E questa lacuna l’ho sempre vissuta con un malcelato senso di colpa, ripromettendomi più volte che avrei provato a colmarla, alla prima occasione utile. Ed è anche a questo che servono i figli.

Harry Potter e la pietra filosofale

MENO BABBANO, PIÙ BABBO

Ora, non so se è una legge del contrappasso, una subdola vendetta di Hogwarts, o semplicemente che devi stare attento a quello che desideri, ma aver introdotto la piccola seienne a questo mondo, all’incirca un anno fa, ha dato il via a una serie di eventi imprevisti. Il fatto ad esempio che tutti i film li abbiamo già visti DUE volte, che ha le sue parti preferite del primo romanzo e le piace leggerle e rileggerle (e soprattutto che lo faccia io, quando la sera c’è da partire per il binario 9 e 3/4 dei sogni), che la sua stanza è piena di bambolotti, figurine, merchandising assortito a tema Harry Potter.

E con la scusa, mentre una piccola fan si univa alla legione di quelli già esistenti, mi riscoprivo anch’io a (ri)scoprire tutto il resto.
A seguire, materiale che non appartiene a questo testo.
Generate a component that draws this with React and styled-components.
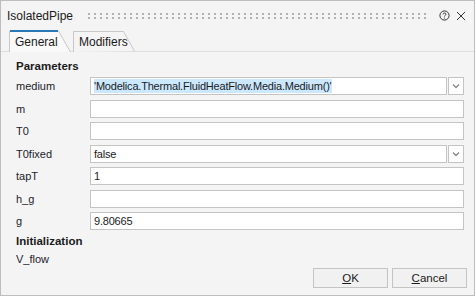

E, stupeficium, alla fine non ero più a digiuno di una buona fetta di tutto il discorso, com’ero un anno fa. Babbo sì, babbano meno.

Il problema è stato far capire alla piccola che film nuovi non ce ne sono più, perché ci aveva preso gusto, e avrebbe voluto seguire la vita del tizio con il simbolo del fulmine in fronte per, boh, sempre. Ma ancora devo giocarmi la carta Animali fantastici. E fortunatamente so dove trovarli.